À l’origine de l’animalisme radical, il y a une idéologie : l’antispécisme. Ce courant intellectuel, né dans les années 1970 dans les pays anglo-saxons, est porté en France depuis près de trente ans par la revue Cahiers antispécistes, en libre accès sur le web. Les fondateurs et responsables de L214 et d’autres mouvements sont passés par cette organisation et se sont rencontrés lors de séminaires comme les Estivales. Brigitte Gothière, porte-parole de l’association, y est toujours rédactrice. Selon les Cahiers antispécistes, « le spécisme est l’idéologie qui justifie et impose l’exploitation et l’utilisation des animaux par les humains d’une manière qui ne serait pas acceptée si les victimes étaient humaines. » Les antispécistes « refusent d’établir une quelconque distinction entre les espèces, et donc entre les humains et les animaux — distinction qu’ils assimilent au spécisme —, au nom d’une lutte contre les discriminations et l’oppression des espèces animales non humaines », décrypte Eddy Fougier dans son étude pour la Fondapol. Ils mettent la lutte contre l’exploitation animale au même rang que la lutte contre l’esclavage, le racisme, le sexisme… Pas question de monter sur un cheval car ce serait le dominer. Ni d’utiliser des chiens pour guider des aveugles car ce serait les exploiter. Derrière les humains ou les animaux, ils ne voient que des individus « sentients », c’est-à-dire dotés de la capacité à ressentir la souffrance physique ou psychique. Pour les distinguer, ils parlent « d’animaux humains » et « d’animaux non humains ». Pour désigner la viande, ils parlent de « chair animale » et de « carnistes » pour ceux qui en consomment.

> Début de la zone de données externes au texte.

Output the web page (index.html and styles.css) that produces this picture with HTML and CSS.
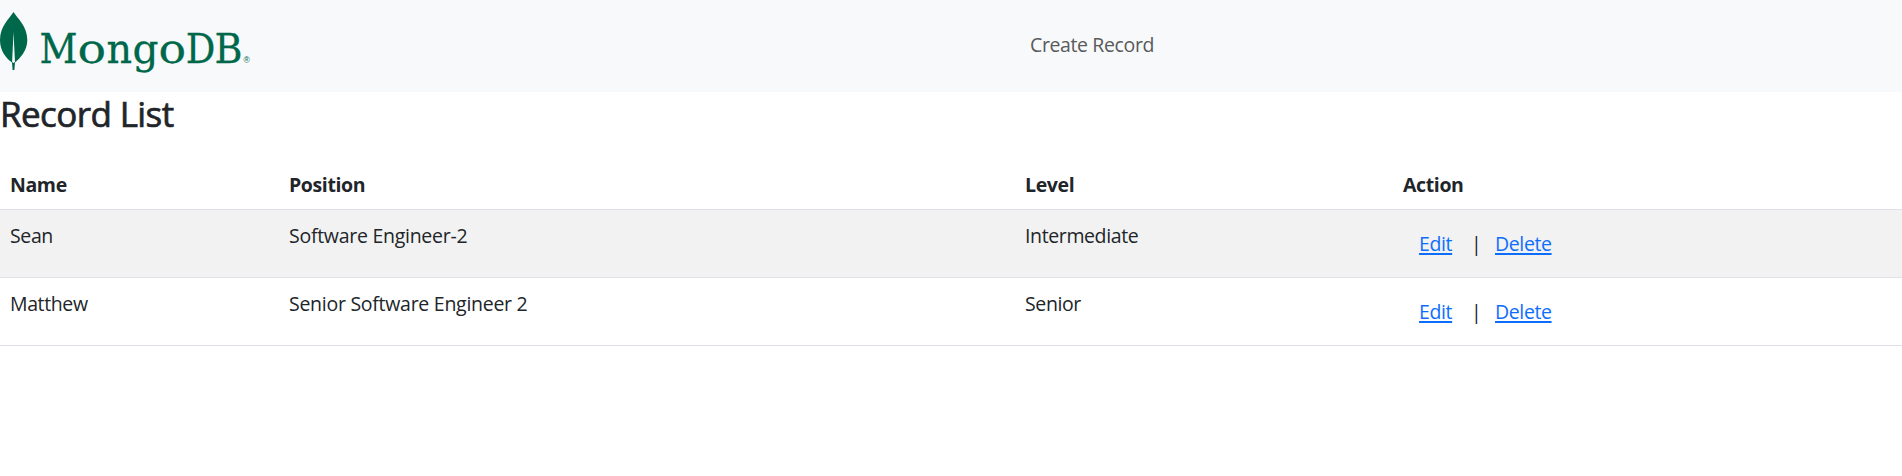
FILE: index.html
```html
<!DOCTYPE html>
<html lang="en">
<head>
<meta charset="utf-8">
<title>Record List</title>
<link rel="stylesheet" href="styles.css">
</head>
<body>
<nav class="navbar">
  <a class="brand" href="#" aria-label="MongoDB">
    <svg class="logo" width="252" height="92" viewBox="0 0 252 92">
      <path d="M13.5 12C17 18 27.3 26 27.3 40C27.3 51 20 58 15 62.5L14.4 70H12.6L12 62.5C6 58 0 51 0 40C0 26 10 18 13.5 12Z" fill="#00684a"/>
      <path d="M13.5 32L15 62L13.6 63L12.1 62Z" fill="#f8f9fa"/>
      <text class="wordmark" y="62.8"><tspan x="39.5" textLength="38" lengthAdjust="spacingAndGlyphs">M</tspan><tspan x="77.6" textLength="28.6" lengthAdjust="spacingAndGlyphs">o</tspan><tspan x="106.4" textLength="25.6" lengthAdjust="spacingAndGlyphs">n</tspan><tspan x="132.6" textLength="26" lengthAdjust="spacingAndGlyphs">g</tspan><tspan x="158.6" textLength="27.6" lengthAdjust="spacingAndGlyphs">o</tspan><tspan x="185.8" textLength="29.6" lengthAdjust="spacingAndGlyphs">D</tspan><tspan x="214.6" textLength="28" lengthAdjust="spacingAndGlyphs">B</tspan></text>
      <text class="mark" x="243.5" y="63">®</text>
    </svg>
  </a>
  <a class="nav-link" href="#">Create Record</a>
</nav>
<main>
  <h3 class="title">Record List</h3>
  <table class="table">
    <colgroup><col class="col-name"><col class="col-position"><col class="col-level"><col></colgroup>
    <thead>
      <tr><th>Name</th><th>Position</th><th>Level</th><th>Action</th></tr>
    </thead>
    <tbody>
      <tr class="striped">
        <td>Sean</td><td class="position">Software Engineer-2</td><td>Intermediate</td>
        <td><div class="actions"><a class="edit" href="#">Edit</a><span class="divider">|</span><a class="delete" href="#">Delete</a></div></td>
      </tr>
      <tr>
        <td>Matthew</td><td class="position">Senior Software Engineer 2</td><td>Senior</td>
        <td><div class="actions"><a class="edit" href="#">Edit</a><span class="divider">|</span><a class="delete" href="#">Delete</a></div></td>
      </tr>
    </tbody>
  </table>
</main>
</body>
</html>
```
FILE: styles.css
```css
* { box-sizing: border-box; }
body {
  margin: 0;
  background: #fff;
  color: #212529;
  font: 19.5px/30px "Segoe UI", "Open Sans", sans-serif;
  letter-spacing: -0.38px;
}
.navbar {
  display: flex;
  align-items: center;
  height: 92px;
  background: #f8f9fa;
}
.brand { display: block; width: 1030px; height: 92px; }
.logo { display: block; }
.wordmark {
  font: 41.5px "DejaVu Serif", serif;
  letter-spacing: 0;
  fill: #00684a;
  stroke: #00684a;
  stroke-width: 0.3px;
}
.mark { font: 8.5px "Liberation Sans", sans-serif; letter-spacing: 0; fill: #00684a; }
.nav-link { padding-bottom: 2px; color: #595a5b; text-decoration: none; }
.title {
  margin: 0;
  padding-top: 1px;
  height: 70px;
  font-size: 35px;
  font-weight: 500;
  line-height: 42px;
  letter-spacing: -0.6px;
  -webkit-text-stroke: 0.7px #212529;
}
.table {
  width: 100%;
  table-layout: fixed;
  border-collapse: separate;
  border-spacing: 0;
}
.col-name { width: 279px; }
.col-position { width: 736px; }
.col-level { width: 378px; }
th, td {
  padding: 11px 10px 9px;
  text-align: left;
  vertical-align: top;
  border-bottom: 1px solid #dee2e6;
}
th { height: 48px; padding-top: 8px; padding-bottom: 9px; }
td { height: 68px; }
.position { letter-spacing: -0.27px; }
.striped td { background: #f2f2f2; }
.actions { display: flex; padding: 8px 0 0 16px; }
.actions a { color: #0d6efd; text-decoration-thickness: 2px; text-underline-offset: 2px; }
.edit { width: 52px; }
.divider { width: 24px; }
```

Des ambassadeurs au cœur des grands médias
La frange la plus extrémiste de ce courant anglo-saxon (le RWAS pour Reducing wild-animal suffering : « réduire les souffrances des animaux sauvages ») considère que la souffrance des animaux sauvages dans la nature justifierait leur élimination, leur stérilisation ou leur reprogrammation par la science pour transformer par exemple les carnivores en végétariens. En attendant de transformer la planète en paradis terrestre d’où serait éliminée toute souffrance, il faudrait distribuer des aliments végans aux prédateurs pour les dissuader de chasser. Ce ne sont pas des extravagances d’hurluberlus. Des philosophes et universitaires dissertent à longueur de pages et de sites web sur ce courant de pensée. Les Cahiers antispécistes y ont consacré deux numéros (n° 40 et 41 d’avril et mai 2018). Cette pensée imprègne la société civile parce qu’elle anime aussi l’action des animalistes abolitionnistes tels que L214 et que des personnalités médiatiques portent cette parole. Citons notamment, Aymeric Caron, qui pendant trois ans (2012-2015), eu tribune ouverte pour diffuser ses idées dans l’émission de France 2 On n’est pas couché. Dans l’un de ses derniers livres, il affirme « nous nous réfugions derrière un pseudo-statut d’espèce supérieure pour justifier les tueries de masse quotidienne dont nous sommes les auteurs. » Le journaliste Franz-Olivier Giesbert est l’auteur d’un livre L’animal est une personne duquel il a tiré un film diffusé en 2015 sur France 3. Cette idéologie jusqu’au-boutiste n’hésite parfois pas à comprendre voire à justifier l’action violente. « Je ne cautionne pas la violence, évidemment, ni la stigmatisation des bouchers. Je reconnais la démocratie, l’action politique. Mais, je peux parfois comprendre l’action directe », affirmait non sans ambiguïté Catherine Hélayel, membre du Parti animaliste, dans le journal l’Opinion (5 juillet 2018). Jusqu’à remettre en cause le choix de tout un chacun de manger ou pas de la viande : « Dans 'choix personnel', le mot 'choix' me dérange », disait-elle.
Bernard Griffoul
"Les germes d’un nouvel obscurantisme"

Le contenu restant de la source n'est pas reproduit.